In short, these so-called “emergency powers” have only given the oligarchs an excuse to screw us again and again through high electricity costs.



The past experiences on emergency powers should serve as a stern warning to our lawmakers to be very careful in granting the same especially if the people requesting for the same appear to have some sinister intentions. 

As we all know, some geniuses both from the government and the private businesses are so good at using different kinds of crisis to line their pockets and dupe the people and the public coffers to the point of even using Public-Private Partnership (PPP) projects.

This was confirmed after Finance Secretary Sonny Dominguez revealed that the government had not been truthful especially on the character of the PPP saying the past administrations used it to raise money by charging an upfront fee from prospective private sector partners.

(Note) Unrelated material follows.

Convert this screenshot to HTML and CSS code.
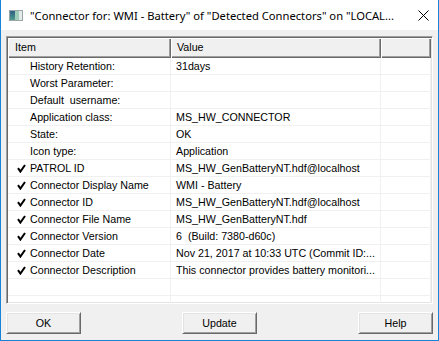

The finance secretary also said that the program may look good on the government balance sheet but someone, or worse the public, will have to pay for it.



RUPA has been consistent in expressing its stand against the granting of emergency powers which reports say will cost P8-trillion noting that Tugade and his team do not have feasible  and doable plans and that they do not even know where to secure the funding.

Sen. Poe and other lawmakers’ opposition even extend to the fact that Duterte does not deserve to stay in his post one minute more due to his obvious incompetence and questionable track records.

Congress leaders also pointed out probable conflict of interest in his choices of undersecretaries who are known to have strong connections with big business conglomerates like Ayala and MVP groups.

“RUPA as a consumers advocate group strongly suspects that the reason behind the emergency powers sought is more on exempting the procurement from regular controls against corruption like the regular bidding procedures,” Junia pointed out. 

“In all likelihood, the emergency powers will not actually solve the traffic problem but will be a license for officials of the DOTr to enrich themselves from big ticket contracts and ‘grandiose” projects,” he insisted.